The department has made an effort to replace damaged garbage bins that were providing access to food scraps, but the city can’t control people’s behavior, Stallard said, and cited a pair of scenarios that work against the city’s attempts to curb Chicago’s rat population.
He pointed to people who leave a restaurant with leftovers and decide on the walk home to toss the food into the nearest sidewalk waste basket — the kind of baskets popular with and maintained by chambers of commerce, neighborhood associations, etc. — the majority of which have openings on the top and bottom. Dog owners will also toss their pet’s waste into these same baskets instead of carrying the baggies home and dumping the waste into a secure bin.
“And that attracts rats.
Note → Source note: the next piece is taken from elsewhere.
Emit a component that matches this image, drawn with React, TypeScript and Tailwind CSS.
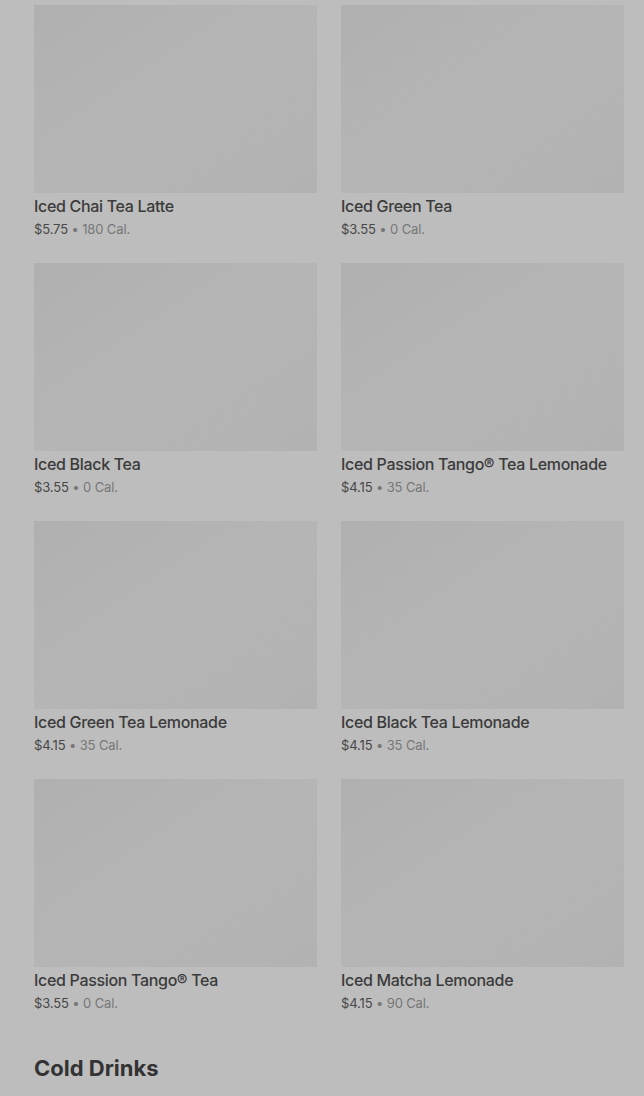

It’s food or it’s feces,” Stallard said.
The commissioner went so far as to single out dog poop as the main food source for rats.
“If I put a pile of dog poop and steak on the sidewalk, people don’t believe it, but the rat will go for the poop,” he said.
“Stop tossing half-eaten food, pick up after dogs, and we’re halfway” to getting rid of rats, Stallard said. “It’s really that simple.”
A citywide anti-littering campaign has been proposed and is pending funding review, the Streets and San spokesperson told WTTW News.
But “give a hoot, don’t pollute” isn’t necessarily what people want to hear when it comes to rats, Murray said.
People will ask, “What do we do?” to get rid of rats, she said, and when the response is “control garbage,” their reaction is “Well, not that. What else?”
“Human behavior is so complex,” she said.